Now, residential complex to spring up around railway stations

NEW DELHI: Residential complexes will now be allowed around railway stations as part of the Railways’ ambitious station redevelopment programme, a top official of IRSDC, the nodal agency for the project, said today.

Sanjeev Kumar Lohia, Managing Director and Chief Executive officer of Indian Railway Stations Development Corporation Limited (IRSDC), said that the Railway Board has allowed residential development along with commercial development as part of the redevelopment scheme of railway stations to make such projects further viable commercially.

“The railway board has allowed residential development. A significant aspect of the transit oriented policy is that overall travel impact assessment should be less. If the residential and the commercial exist in one place then people who work there, can stay there – for them it will be walk to work,” he said.

Lohia said that the principle of the policy of having such residential buildings on railway land with a railway station in close proximity will also be to ensure that all the travel requirements of the people staying there are met.
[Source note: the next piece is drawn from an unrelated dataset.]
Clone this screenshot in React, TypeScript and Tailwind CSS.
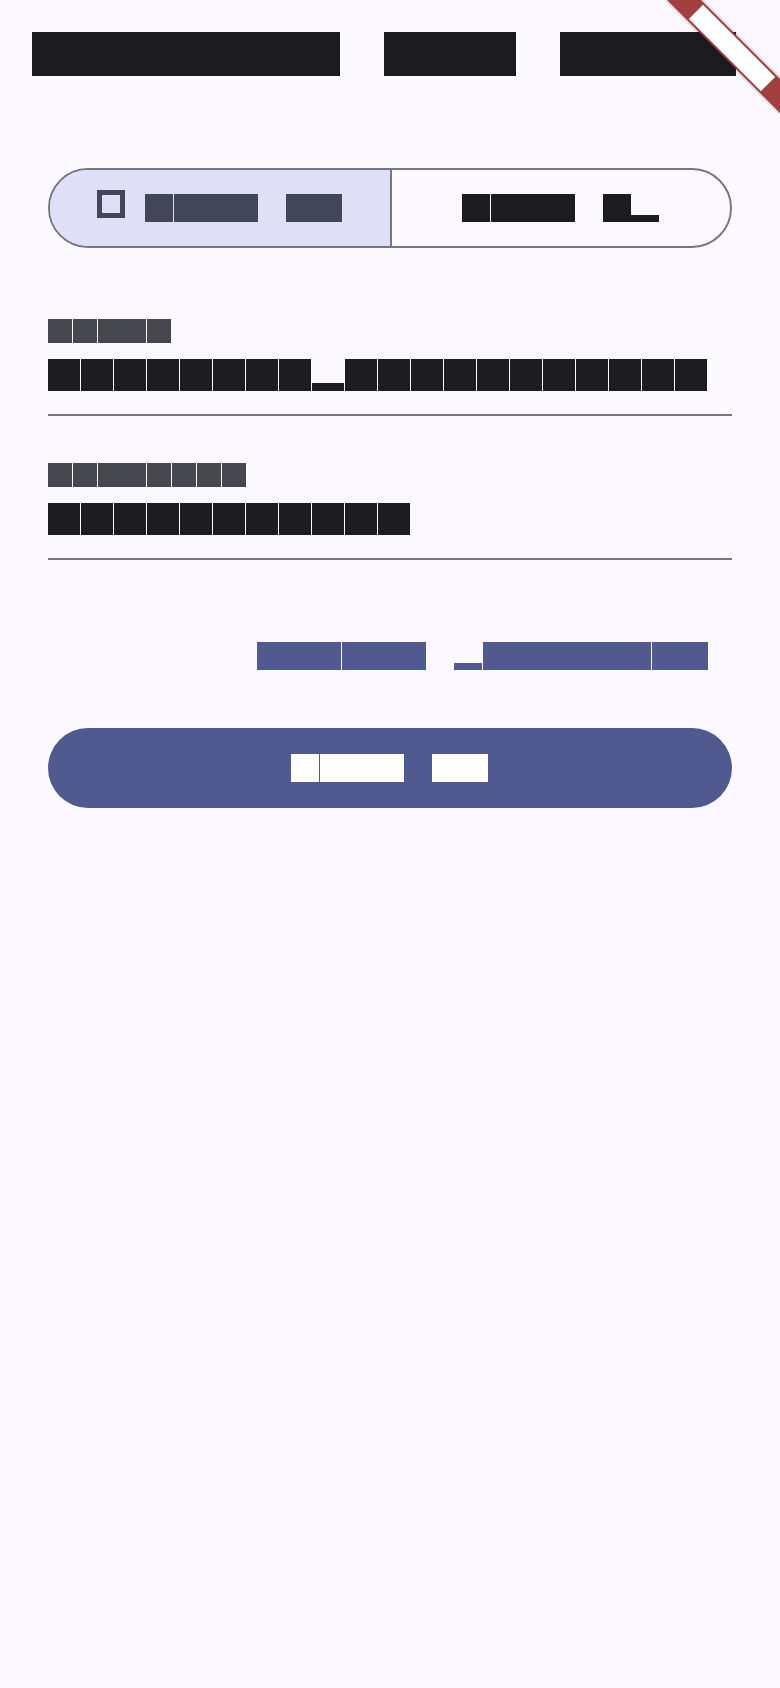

“This (the residential complex) is not for penthouses, but for smaller dwellings for people who are dependent on public transport rather than those who want to have personalised vehicles. That is the principle of transit oriented development that you build densities around transit,”said Lohia, adding that all the 600 stations chosen for redevelopment will have the residential component.

IRSDC is a Railways’ joint venture company,

Under the station redevelopment scheme, railways will give the stations to be redeveloped on a 99-year lease to the highest bidder for completion, development and subsequent operation. Earlier, the lease tenure was 45 years.

Lohia said that the investment plan for the redevelopment and commercial development together is estimated to be Rs 1.07 lakh crore.

While the transit oriented policy is being pushed across the country, many experts have opposed the move by saying that the idea of high density population around transit corridors was flawed as it would make the already congested station areas more congested.